Ранее уже говорилось, что на становление богоборческого романтизма решающее влияние оказали сотериологические идеи предопределения конечных судеб людских. Нетрудно заметить, что "лермонтовская сотериология" (если можно так назвать его представление о спасении, отраженное в поэме) имеет точки соприкосновения именно с представлением о предопределении, хотя вряд ли сам поэт то сознавал: скорее здесь стихийно и бессознательно сказалось увлечение эстетическими плодами одного из религиозных заблуждений — урок для желающих осмыслить духовно творческий опыт великого поэта. Гений его позволил отчётливо, хоть и невольно, проявить то, что в действиях и идеях многих остается невнятным и туманным.

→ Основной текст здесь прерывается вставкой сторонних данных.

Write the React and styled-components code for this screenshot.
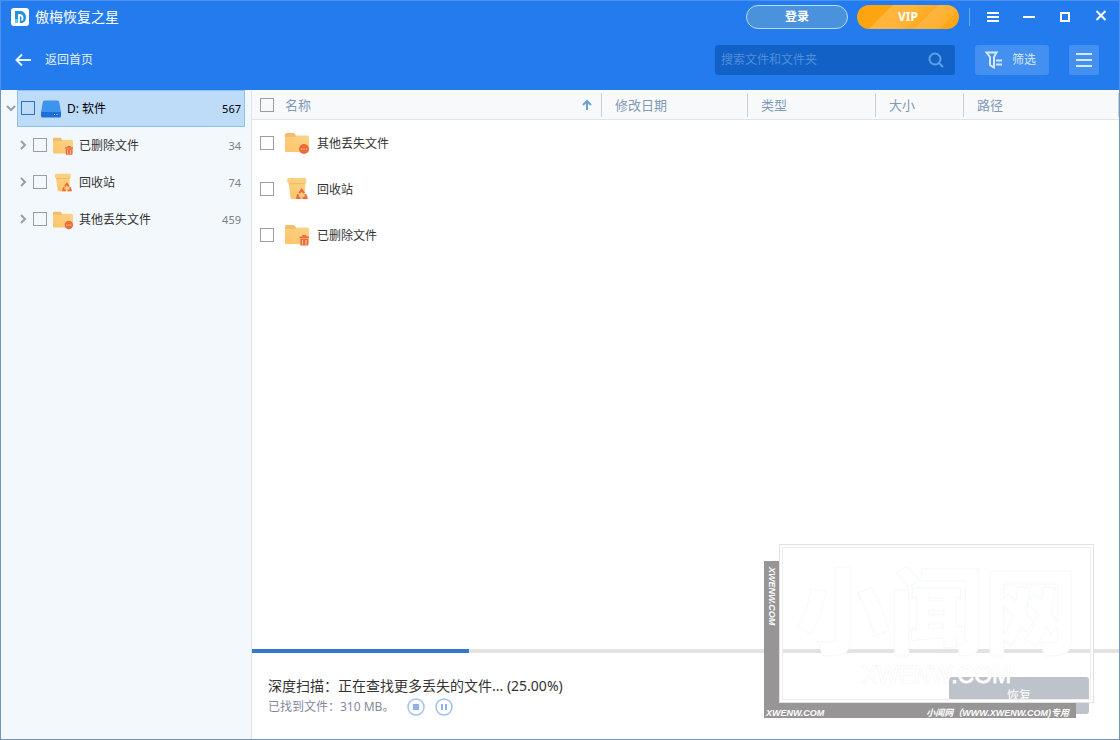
import { useState } from "react";
import styled, { createGlobalStyle, css } from "styled-components";

const GlobalStyle = createGlobalStyle`
  * {
    box-sizing: border-box;
  }
  body {
    margin: 0;
    font-family: "Noto Sans", "Noto Sans CJK SC", sans-serif;
    font-size: 12px;
    line-height: 18px;
    color: #333;
    background: #fff;
  }
  button,
  input {
    font: inherit;
  }
`;

const Window = styled.div`
  position: relative;
  display: flex;
  flex-direction: column;
  width: 100%;
  min-height: 100vh;
`;

const Header = styled.header`
  background: #237bee;
  color: #fff;
  border: 1px solid #4a92f2;
  border-bottom: none;
`;

const TitleBar = styled.div`
  display: flex;
  align-items: center;
  height: 32px;
  padding-left: 10px;
`;

const AppName = styled.h1`
  flex: 1;
  margin: 0 0 0 6px;
  font-size: 14px;
  font-weight: 400;
  line-height: 18px;
`;

const Pill = styled.button`
  width: 102px;
  height: 24px;
  margin-right: 9px;
  padding: 0;
  border: 1px solid #b8dcf8;
  border-radius: 12px;
  background: #4a92dc;
  color: #fff;
  font-weight: 700;
  cursor: pointer;
  ${(props) =>
    props.$vip &&
    css`
      border: none;
      background: linear-gradient(
        135deg,
        #ffa411 28%,
        #ffb63d 29%,
        #ffb43a 48%,
        #fdaa24 64%,
        #fdb440 65%,
        #ffb02c 84%,
        #ffa716 85%
      );
    `}
`;

const Divider = styled.span`
  width: 1px;
  height: 18px;
  margin: 0 5px 0 1px;
  background: #6aa8f8;
`;

const WindowButton = styled.button`
  display: flex;
  align-items: center;
  justify-content: center;
  width: 36px;
  height: 30px;
  padding: 0;
  border: none;
  background: none;
  color: #fff;
`;

const Toolbar = styled.div`
  display: flex;
  align-items: center;
  gap: 20px;
  padding: 12px 20px 15px 14px;
`;

const BackLink = styled.a`
  display: flex;
  align-items: center;
  gap: 14px;
  margin-right: auto;
  color: #e4f1ff;
  text-decoration: none;
`;

const SearchBox = styled.div`
  display: flex;
  align-items: center;
  width: 240px;
  height: 30px;
  padding: 0 11px 0 6px;
  border-radius: 3px;
  background: #1261c6;
  color: #5f9fe8;
`;

const SearchInput = styled.input`
  flex: 1;
  min-width: 0;
  padding: 0;
  border: none;
  outline: none;
  background: none;
  color: #fff;
  &::placeholder {
    color: #4f8edb;
    opacity: 1;
  }
`;

const ToolButton = styled.button`
  display: flex;
  align-items: center;
  justify-content: center;
  gap: 10px;
  width: ${(props) => (props.$wide ? "74px" : "30px")};
  height: 30px;
  padding: ${(props) => (props.$wide ? "0 3px 0 0" : "0")};
  border: none;
  border-radius: 3px;
  background: #4490f1;
  color: #d5e8ff;
`;

const Body = styled.div`
  flex: 1;
  display: flex;
  border: 1px solid #6c98bd;
  border-top: none;
`;

const Sidebar = styled.nav`
  flex: none;
  width: 251px;
  border-right: 1px solid #dde3ea;
  background: #f3f8fd;
`;

const Tree = styled.ul`
  margin: 0;
  padding: 0;
  list-style: none;
`;

const TreeRow = styled.div`
  display: flex;
  align-items: center;
  height: 37px;
  padding-right: ${(props) => (props.$root ? "6px" : "10px")};
  padding-left: ${(props) => (props.$root ? "0" : "16px")};
`;

const Toggle = styled.button`
  display: flex;
  align-items: center;
  justify-content: center;
  flex: none;
  width: ${(props) => (props.$root ? "16px" : "12px")};
  margin-right: ${(props) => (props.$root ? "0" : "4px")};
  padding: ${(props) => (props.$root ? "0 0 1px 3px" : "0 0 1px")};
  border: none;
  background: none;
  color: #94a0ab;
`;

const TreeLabel = styled.label`
  flex: 1;
  display: flex;
  align-items: center;
  gap: 6px;
  height: 37px;
  input {
    margin-bottom: 1px;
  }
  ${(props) =>
    props.$selected &&
    css`
      padding: 0 3px;
      border: 1px solid #8fc1ee;
      background: #bedbf8;
      color: #000;
    `}
`;

const Count = styled.span`
  margin-left: auto;
  font-size: 11px;
  color: ${(props) => (props.$selected ? "#000" : "#7c8289")};
`;

const Checkbox = styled.input.attrs({ type: "checkbox" })`
  appearance: none;
  flex: none;
  width: 14px;
  height: 14px;
  margin: 0;
  border: 1px solid ${(props) => (props.$active ? "#2b71c9" : "#9b9fa5")};
  background: transparent;
  &:checked {
    background: #237bee;
  }
`;

const Main = styled.main`
  flex: 1;
  min-width: 0;
  display: flex;
  flex-direction: column;
`;

const TableArea = styled.div`
  flex: 1;
`;

const Table = styled.table`
  width: 100%;
  table-layout: fixed;
  border-collapse: separate;
  border-spacing: 0;
`;

const Th = styled.th`
  width: ${(props) => props.$width || "auto"};
  height: 30px;
  padding: 0 13px;
  border-bottom: 1px solid #dfe4e9;
  background: linear-gradient(#c3cfdb, #c3cfdb) right center / 1px 24px
    no-repeat #f7f9fb;
  color: #8199b6;
  font-size: 13px;
  font-weight: 400;
  text-align: left;
  &:first-child {
    padding: 0 10px 0 8px;
  }
`;

const HeadCell = styled.div`
  display: flex;
  align-items: center;
  gap: 11px;
  svg {
    margin-left: auto;
  }
`;

const Td = styled.td`
  height: 46px;
  padding: 0 8px;
`;

const FileLabel = styled.label`
  display: flex;
  align-items: center;
  svg {
    margin: 0 8px 0 11px;
  }
`;

const FileName = styled.span`
  padding-top: 2px;
`;

const Progress = styled.div`
  height: 4px;
  background: #e3e3e3;
`;

const ProgressFill = styled.div`
  height: 100%;
  background: #3377d2;
`;

const Footer = styled.footer`
  display: flex;
  justify-content: space-between;
  align-items: flex-start;
  height: 86px;
  padding: 24px 30px 0 16px;
`;

const ScanTitle = styled.p`
  margin: 0 0 2px;
  font-size: 14px;
  line-height: 18px;
`;

const ScanInfo = styled.div`
  display: flex;
  align-items: center;
  gap: 10px;
  height: 20px;
  color: #858a9b;
`;

const ScanText = styled.span`
  padding-right: 3px;
`;

const RoundButton = styled.button`
  display: flex;
  width: 18px;
  height: 18px;
  padding: 0;
  border: none;
  background: none;
`;

const RecoverButton = styled.button`
  width: 140px;
  height: 37px;
  padding: 0;
  border: none;
  border-radius: 3px;
  background: #bdc2cb;
  color: #fff;
`;

/* stamp laid over the bottom right corner of the window */
const Stamp = styled.div`
  position: absolute;
  right: 26px;
  bottom: 22px;
  display: grid;
  grid-template-columns: 15px 297px 18px;
  grid-template-rows: 17px 142px 15px;
  pointer-events: none;
`;

const StampSide = styled.div`
  grid-column: 1;
  grid-row: 2 / 4;
  padding-top: 6px;
  background: #979595;
  color: #fff;
  font: italic 700 9px/15px "Liberation Sans", sans-serif;
  writing-mode: vertical-rl;
`;

const StampBottom = styled.div`
  grid-column: 1 / 3;
  grid-row: 3;
  display: flex;
  justify-content: space-between;
  padding: 0 7px 0 2px;
  background: #979595;
  color: #fff;
  font: italic 700 9px/20px "Liberation Sans", "Noto Sans CJK SC", sans-serif;
`;

const StampFrame = styled.div`
  grid-column: 2 / 4;
  grid-row: 1 / 3;
  display: flex;
  flex-direction: column;
  align-items: center;
  border: 1px solid #e2e2e2;
  outline: 1px solid #ededed;
  outline-offset: -4px;
  box-shadow: inset 0 0 0 3px #fff;
`;

const StampName = styled.div`
  margin-top: 28px;
  color: #fff;
  font: 900 94px/84px "Liberation Sans", "Noto Sans CJK SC", sans-serif;
  -webkit-text-stroke: 1px #f6f9f9;
`;

const StampSite = styled.div`
  margin-top: 4px;
  color: #fff;
  font: 23px/28px "Liberation Sans", sans-serif;
  -webkit-text-stroke: 1px #f4f4f4;
  paint-order: stroke fill;
`;

const LogoIcon = () => (
  <svg width="18" height="18" viewBox="0 0 18 18">
    <rect width="18" height="18" rx="3" fill="#fff" />
    <path d="M4 3h6.500q4.500 1.500 4.500 6.500 0 4-3.500 5.500H4z" fill="#2394dc" />
    <path
      d="M8 15.500V7q3.500 0 3.500 3 0 1.500-.8 2.500"
      fill="none"
      stroke="#fff"
      strokeWidth="1.800"
    />
    <path d="M4 11h3v4H4z" fill="#63c4f4" />
  </svg>
);

const TrashBadge = () => (
  <g fill="#ee6c3c">
    <path d="M14.500 12.500h9.500v1.800h-9.500zM17.300 11h4v1.500h-4z" />
    <path d="M15.300 14.800h8V21.500h-8z" />
    <path d="M17.500 16v4.500M21 16v4.500" stroke="#fbd3b4" />
  </g>
);

const DotsBadge = () => (
  <g>
    <circle cx="19" cy="17" r="5" fill="#ee6c3c" />
    <path d="M16 16.500h1.300v1.300H16zm2.400 0h1.300v1.300h-1.300zm2.400 0h1.300v1.300h-1.300z" fill="#fbc4a4" />
  </g>
);

const FolderIcon = ({ size, badge }) => (
  <svg width={size} height={size} viewBox="0 -1 24 24">
    <path d="M0 2.500Q0 1 1.500 1h7q1 0 1.500 1l1 2H22v6H0z" fill="#f5bd69" />
    <path d="M0 5h10l1.500-1.500h11Q24 3.500 24 5v13.500q0 1.500-1.500 1.500h-21Q0 20 0 18.500z" fill="url(#folder)" />
    {badge === "trash" ? <TrashBadge /> : <DotsBadge />}
  </svg>
);

const BinIcon = ({ size }) => (
  <svg width={size} height={size} viewBox="0 0 24 24">
    <path d="M3.500 5h17l-1 15.500q-.2 1.500-1.500 1.500H7q-1.300 0-1.500-1.500z" fill="url(#folder)" />
    <path d="M4 1h16q1.200 0 1.200 1.300V5q0 1-1 1H3.300q-1 0-1-1V2.300Q2.300 1 4 1z" fill="#fbcf80" />
    <path d="M4 6h16v1.200H4z" fill="#f5bb65" />
    <g fill="none" stroke="#ee6c3c" strokeWidth="2.200">
      <path d="M14.300 16.200l2.400-3.400 2.400 3.400" />
      <path d="M13.200 17.200l-1 3.600h3.200" />
      <path d="M20.200 17.200l1.200 3.600h-3.800" />
    </g>
  </svg>
);

const DriveIcon = () => (
  <svg width="20" height="20" viewBox="0 0 20 20">
    <path d="M1.800 3Q2 1.500 3.500 1.500h13q1.500 0 1.700 1.500L20 13H0z" fill="#3e94ec" />
    <path d="M0 13h20v4q0 1.500-1.500 1.500h-17Q0 18.500 0 17z" fill="#1e6fda" />
    <path d="M13 15h1v1h-1zm2.500 0h1v1h-1z" fill="#d4eaff" />
  </svg>
);

const Gradients = () => (
  <svg width="0" height="0" style={{ position: "absolute" }}>
    <defs>
      <linearGradient id="folder" x1="0" y1="1" x2="1" y2="0">
        <stop offset="0" stopColor="#fdc36a" />
        <stop offset="1" stopColor="#fbd486" />
      </linearGradient>
    </defs>
  </svg>
);

const Chevron = ({ open }) => (
  <svg width="12" height="12" viewBox="0 0 12 12" fill="none" stroke="currentColor" strokeWidth="2">
    <path d={open ? "M2 4l4 4 4-4" : "M4 2l4 4-4 4"} />
  </svg>
);

const ItemIcon = ({ kind, size }) => {
  if (kind === "drive") return <DriveIcon />;
  if (kind === "bin") return <BinIcon size={size} />;
  return <FolderIcon size={size} badge={kind} />;
};

const folders = [
  { name: "已删除文件", kind: "trash", count: 34 },
  { name: "回收站", kind: "bin", count: 74 },
  { name: "其他丢失文件", kind: "dots", count: 459 },
];

const files = [folders[2], folders[1], folders[0]];

const App = () => {
  const [query, setQuery] = useState("");
  const progress = 25;

  return (
    <Window>
      <GlobalStyle />
      <Gradients />
      <Header>
        <TitleBar>
          <LogoIcon />
          <AppName>傲梅恢复之星</AppName>
          <Pill>登录</Pill>
          <Pill $vip>VIP</Pill>
          <Divider />
          <WindowButton aria-label="菜单">
            <svg width="12" height="12" stroke="currentColor" strokeWidth="2">
              <path d="M0 2h12M0 6h12M0 10h12" />
            </svg>
          </WindowButton>
          <WindowButton aria-label="最小化">
            <svg width="12" height="12" stroke="currentColor" strokeWidth="2">
              <path d="M0 6h12" />
            </svg>
          </WindowButton>
          <WindowButton aria-label="最大化">
            <svg width="10" height="10" fill="none" stroke="currentColor" strokeWidth="2">
              <path d="M1 1h8v8H1z" />
            </svg>
          </WindowButton>
          <WindowButton aria-label="关闭">
            <svg width="12" height="14" fill="none" stroke="currentColor" strokeWidth="2">
              <path d="M1.500 1l9 9M10.500 1l-9 9" />
            </svg>
          </WindowButton>
        </TitleBar>
        <Toolbar>
          <BackLink href="#">
            <svg width="16" height="14" fill="none" stroke="currentColor" strokeWidth="2">
              <path d="M16 7H1M7 1.500L1.500 7 7 12.500" />
            </svg>
            返回首页
          </BackLink>
          <SearchBox>
            <SearchInput
              aria-label="搜索"
              placeholder="搜索文件和文件夹"
              value={query}
              onChange={(e) => setQuery(e.target.value)}
            />
            <svg width="16" height="16" fill="none" stroke="currentColor" strokeWidth="2">
              <circle cx="7" cy="7" r="5.500" />
              <path d="M11 11l4 4" />
            </svg>
          </SearchBox>
          <ToolButton $wide>
            <svg width="17" height="18" fill="none" stroke="currentColor" strokeWidth="2">
              <path d="M1.500 1.500h10L9 6v10.500L5 14V6z" />
              <path d="M11 9.500h6M11 13.500h6" />
            </svg>
            筛选
          </ToolButton>
          <ToolButton aria-label="视图">
            <svg width="16" height="16" stroke="currentColor" strokeWidth="2">
              <path d="M0 2h16M0 8h16M0 14h16" />
            </svg>
          </ToolButton>
        </Toolbar>
      </Header>
      <Body>
        <Sidebar>
          <Tree>
            <li>
              <TreeRow $root>
                <Toggle $root aria-label="折叠">
                  <Chevron open />
                </Toggle>
                <TreeLabel $selected>
                  <Checkbox $active />
                  <ItemIcon kind="drive" />
                  D: 软件
                  <Count $selected>567</Count>
                </TreeLabel>
              </TreeRow>
              <Tree>
                {folders.map((item) => (
                  <li key={item.name}>
                    <TreeRow>
                      <Toggle aria-label="展开">
                        <Chevron />
                      </Toggle>
                      <TreeLabel>
                        <Checkbox />
                        <ItemIcon kind={item.kind} size={20} />
                        {item.name}
                        <Count>{item.count}</Count>
                      </TreeLabel>
                    </TreeRow>
                  </li>
                ))}
              </Tree>
            </li>
          </Tree>
        </Sidebar>
        <Main>
          <TableArea>
            <Table>
              <thead>
                <tr>
                  <Th $width="350px">
                    <HeadCell>
                      <Checkbox aria-label="全选" />
                      名称
                      <svg width="10" height="12" fill="none" stroke="#6fa0d4" strokeWidth="2">
                        <path d="M5 11V2M1 6l4-4 4 4" />
                      </svg>
                    </HeadCell>
                  </Th>
                  <Th $width="146px">修改日期</Th>
                  <Th $width="128px">类型</Th>
                  <Th $width="88px">大小</Th>
                  <Th>路径</Th>
                </tr>
              </thead>
              <tbody>
                {files.map((file) => (
                  <tr key={file.name}>
                    <Td>
                      <FileLabel>
                        <Checkbox />
                        <ItemIcon kind={file.kind} size={24} />
                        <FileName>{file.name}</FileName>
                      </FileLabel>
                    </Td>
                    <Td />
                    <Td />
                    <Td />
                    <Td />
                  </tr>
                ))}
              </tbody>
            </Table>
          </TableArea>
          <Progress role="progressbar" aria-label="扫描进度" aria-valuenow={progress}>
            <ProgressFill style={{ width: `${progress}%` }} />
          </Progress>
          <Footer>
            <div>
              <ScanTitle>深度扫描：正在查找更多丢失的文件... (25.00%)</ScanTitle>
              <ScanInfo>
                <ScanText>已找到文件：310 MB。</ScanText>
                <RoundButton aria-label="停止">
                  <svg width="18" height="18">
                    <circle cx="9" cy="9" r="8" fill="none" stroke="#9cc2f0" strokeWidth="1.500" />
                    <path d="M6 6h6v6H6z" fill="#8db2ec" />
                  </svg>
                </RoundButton>
                <RoundButton aria-label="暂停">
                  <svg width="18" height="18">
                    <circle cx="9" cy="9" r="8" fill="none" stroke="#9cc2f0" strokeWidth="1.500" />
                    <path d="M6 6h2v6H6zM10 6h2v6h-2z" fill="#8db2ec" />
                  </svg>
                </RoundButton>
              </ScanInfo>
            </div>
            <RecoverButton>恢复</RecoverButton>
          </Footer>
        </Main>
      </Body>
      <Stamp>
        <StampSide>XWENW.COM</StampSide>
        <StampBottom>
          <span>XWENW.COM</span>
          <span>小闻网（WWW.XWENW.COM)专用</span>
        </StampBottom>
        <StampFrame>
          <StampName>小闻网</StampName>
          <StampSite>XWENW.COM</StampSite>
        </StampFrame>
      </Stamp>
    </Window>
  );
};

export default App;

Поэтому можно принять идею Вл. Соловьёва, указавшего на то, что Лермонтов как мыслитель оказался предшественником, не для всех явным, ницшеанских идей о сверхчеловеке. Подобные сопоставления способны навести на многие любопытные размышления, но они выходят за рамки наших рассуждений.
Должно лишь заметить, что на уровне низшем, уровне обыденного сознания, все подобные идеи оборачиваются простым выводом: избранным людям всё позволено, в их действиях всё оправдано, их нельзя оценивать по общим критериям, Бог оправдает их независимо ни от чего. (Достоевский опроверг это как "наполеоновскую идею" Раскольникова.)
Уверен ли был в том сам Лермонтов? Кажется, и он колебался. Действиями своими испытывал судьбу. Сомнения же выразил в вершинном создании — в романе "Герой нашего времени" (1838–1840).